Dataset section:
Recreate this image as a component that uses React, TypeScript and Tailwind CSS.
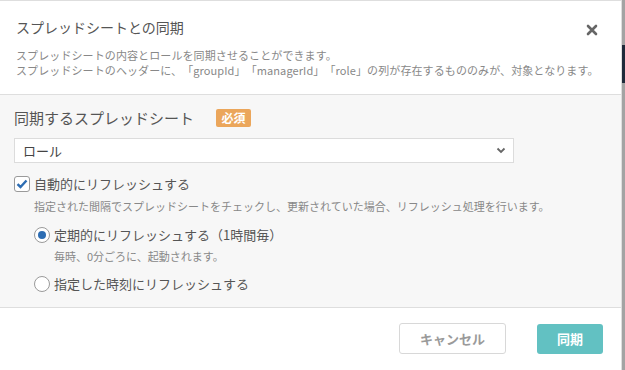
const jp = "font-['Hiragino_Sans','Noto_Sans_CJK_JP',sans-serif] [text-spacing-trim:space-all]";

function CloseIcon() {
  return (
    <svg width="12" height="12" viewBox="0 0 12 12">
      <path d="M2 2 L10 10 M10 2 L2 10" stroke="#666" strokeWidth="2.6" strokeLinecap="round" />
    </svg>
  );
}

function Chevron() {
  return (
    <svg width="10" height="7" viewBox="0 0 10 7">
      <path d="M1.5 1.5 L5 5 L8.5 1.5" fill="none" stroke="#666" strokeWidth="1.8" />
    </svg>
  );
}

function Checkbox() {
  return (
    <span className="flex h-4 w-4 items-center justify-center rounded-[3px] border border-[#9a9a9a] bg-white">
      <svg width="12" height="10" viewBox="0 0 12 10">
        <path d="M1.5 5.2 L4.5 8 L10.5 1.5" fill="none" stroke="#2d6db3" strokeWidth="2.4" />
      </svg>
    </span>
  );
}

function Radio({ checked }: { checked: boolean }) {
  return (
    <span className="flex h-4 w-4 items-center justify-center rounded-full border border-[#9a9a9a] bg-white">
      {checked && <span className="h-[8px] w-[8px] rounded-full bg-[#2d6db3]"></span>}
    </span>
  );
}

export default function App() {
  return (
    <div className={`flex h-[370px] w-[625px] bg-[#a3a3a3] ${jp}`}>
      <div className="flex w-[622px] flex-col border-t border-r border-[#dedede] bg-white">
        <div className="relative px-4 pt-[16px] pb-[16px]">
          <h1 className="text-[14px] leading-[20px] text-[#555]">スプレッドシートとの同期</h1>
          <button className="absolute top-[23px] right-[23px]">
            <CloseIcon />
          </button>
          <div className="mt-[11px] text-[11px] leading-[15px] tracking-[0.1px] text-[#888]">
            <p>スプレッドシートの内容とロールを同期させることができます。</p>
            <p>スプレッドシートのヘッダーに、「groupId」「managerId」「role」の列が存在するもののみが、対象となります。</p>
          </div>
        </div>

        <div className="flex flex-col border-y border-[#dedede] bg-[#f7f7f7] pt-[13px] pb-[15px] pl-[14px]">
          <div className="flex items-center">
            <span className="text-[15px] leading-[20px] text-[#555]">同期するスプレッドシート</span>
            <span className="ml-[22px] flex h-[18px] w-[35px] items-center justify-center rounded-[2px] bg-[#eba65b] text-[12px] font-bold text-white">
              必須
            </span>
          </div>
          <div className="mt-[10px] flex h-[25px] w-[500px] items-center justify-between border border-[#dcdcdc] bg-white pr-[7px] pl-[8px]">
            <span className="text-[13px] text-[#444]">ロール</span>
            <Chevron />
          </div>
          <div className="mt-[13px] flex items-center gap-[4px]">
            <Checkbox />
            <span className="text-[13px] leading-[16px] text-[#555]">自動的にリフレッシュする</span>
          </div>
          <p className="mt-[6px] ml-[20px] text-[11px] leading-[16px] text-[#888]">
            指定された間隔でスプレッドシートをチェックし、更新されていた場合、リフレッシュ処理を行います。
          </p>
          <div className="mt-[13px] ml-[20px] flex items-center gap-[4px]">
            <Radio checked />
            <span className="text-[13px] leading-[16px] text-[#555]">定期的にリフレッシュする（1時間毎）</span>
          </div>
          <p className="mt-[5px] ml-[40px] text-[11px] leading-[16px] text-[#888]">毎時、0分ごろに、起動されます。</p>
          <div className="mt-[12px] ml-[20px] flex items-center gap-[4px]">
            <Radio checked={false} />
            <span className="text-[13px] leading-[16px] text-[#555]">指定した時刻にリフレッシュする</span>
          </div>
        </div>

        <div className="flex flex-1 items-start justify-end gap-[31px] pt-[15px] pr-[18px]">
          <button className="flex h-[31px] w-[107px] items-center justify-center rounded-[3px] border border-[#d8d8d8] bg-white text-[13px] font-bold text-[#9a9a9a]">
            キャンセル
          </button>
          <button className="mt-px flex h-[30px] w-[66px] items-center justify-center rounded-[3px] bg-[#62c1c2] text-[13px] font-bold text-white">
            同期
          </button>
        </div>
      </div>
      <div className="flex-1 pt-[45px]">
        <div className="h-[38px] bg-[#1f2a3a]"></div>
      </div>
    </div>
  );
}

Exercise objective: Retype the data above exactly; pictures are not part of the copy.

Finished answer:
Recreate this image as a component that uses React, TypeScript and Tailwind CSS.
const jp = "font-['Hiragino_Sans','Noto_Sans_CJK_JP',sans-serif] [text-spacing-trim:space-all]";

function CloseIcon() {
  return (
    <svg width="12" height="12" viewBox="0 0 12 12">
      <path d="M2 2 L10 10 M10 2 L2 10" stroke="#666" strokeWidth="2.6" strokeLinecap="round" />
    </svg>
  );
}

function Chevron() {
  return (
    <svg width="10" height="7" viewBox="0 0 10 7">
      <path d="M1.5 1.5 L5 5 L8.5 1.5" fill="none" stroke="#666" strokeWidth="1.8" />
    </svg>
  );
}

function Checkbox() {
  return (
    <span className="flex h-4 w-4 items-center justify-center rounded-[3px] border border-[#9a9a9a] bg-white">
      <svg width="12" height="10" viewBox="0 0 12 10">
        <path d="M1.5 5.2 L4.5 8 L10.5 1.5" fill="none" stroke="#2d6db3" strokeWidth="2.4" />
      </svg>
    </span>
  );
}

function Radio({ checked }: { checked: boolean }) {
  return (
    <span className="flex h-4 w-4 items-center justify-center rounded-full border border-[#9a9a9a] bg-white">
      {checked && <span className="h-[8px] w-[8px] rounded-full bg-[#2d6db3]"></span>}
    </span>
  );
}

export default function App() {
  return (
    <div className={`flex h-[370px] w-[625px] bg-[#a3a3a3] ${jp}`}>
      <div className="flex w-[622px] flex-col border-t border-r border-[#dedede] bg-white">
        <div className="relative px-4 pt-[16px] pb-[16px]">
          <h1 className="text-[14px] leading-[20px] text-[#555]">スプレッドシートとの同期</h1>
          <button className="absolute top-[23px] right-[23px]">
            <CloseIcon />
          </button>
          <div className="mt-[11px] text-[11px] leading-[15px] tracking-[0.1px] text-[#888]">
            <p>スプレッドシートの内容とロールを同期させることができます。</p>
            <p>スプレッドシートのヘッダーに、「groupId」「managerId」「role」の列が存在するもののみが、対象となります。</p>
          </div>
        </div>

        <div className="flex flex-col border-y border-[#dedede] bg-[#f7f7f7] pt-[13px] pb-[15px] pl-[14px]">
          <div className="flex items-center">
            <span className="text-[15px] leading-[20px] text-[#555]">同期するスプレッドシート</span>
            <span className="ml-[22px] flex h-[18px] w-[35px] items-center justify-center rounded-[2px] bg-[#eba65b] text-[12px] font-bold text-white">
              必須
            </span>
          </div>
          <div className="mt-[10px] flex h-[25px] w-[500px] items-center justify-between border border-[#dcdcdc] bg-white pr-[7px] pl-[8px]">
            <span className="text-[13px] text-[#444]">ロール</span>
            <Chevron />
          </div>
          <div className="mt-[13px] flex items-center gap-[4px]">
            <Checkbox />
            <span className="text-[13px] leading-[16px] text-[#555]">自動的にリフレッシュする</span>
          </div>
          <p className="mt-[6px] ml-[20px] text-[11px] leading-[16px] text-[#888]">
            指定された間隔でスプレッドシートをチェックし、更新されていた場合、リフレッシュ処理を行います。
          </p>
          <div className="mt-[13px] ml-[20px] flex items-center gap-[4px]">
            <Radio checked />
            <span className="text-[13px] leading-[16px] text-[#555]">定期的にリフレッシュする（1時間毎）</span>
          </div>
          <p className="mt-[5px] ml-[40px] text-[11px] leading-[16px] text-[#888]">毎時、0分ごろに、起動されます。</p>
          <div className="mt-[12px] ml-[20px] flex items-center gap-[4px]">
            <Radio checked={false} />
            <span className="text-[13px] leading-[16px] text-[#555]">指定した時刻にリフレッシュする</span>
          </div>
        </div>

        <div className="flex flex-1 items-start justify-end gap-[31px] pt-[15px] pr-[18px]">
          <button className="flex h-[31px] w-[107px] items-center justify-center rounded-[3px] border border-[#d8d8d8] bg-white text-[13px] font-bold text-[#9a9a9a]">
            キャンセル
          </button>
          <button className="mt-px flex h-[30px] w-[66px] items-center justify-center rounded-[3px] bg-[#62c1c2] text-[13px] font-bold text-white">
            同期
          </button>
        </div>
      </div>
      <div className="flex-1 pt-[45px]">
        <div className="h-[38px] bg-[#1f2a3a]"></div>
      </div>
    </div>
  );
}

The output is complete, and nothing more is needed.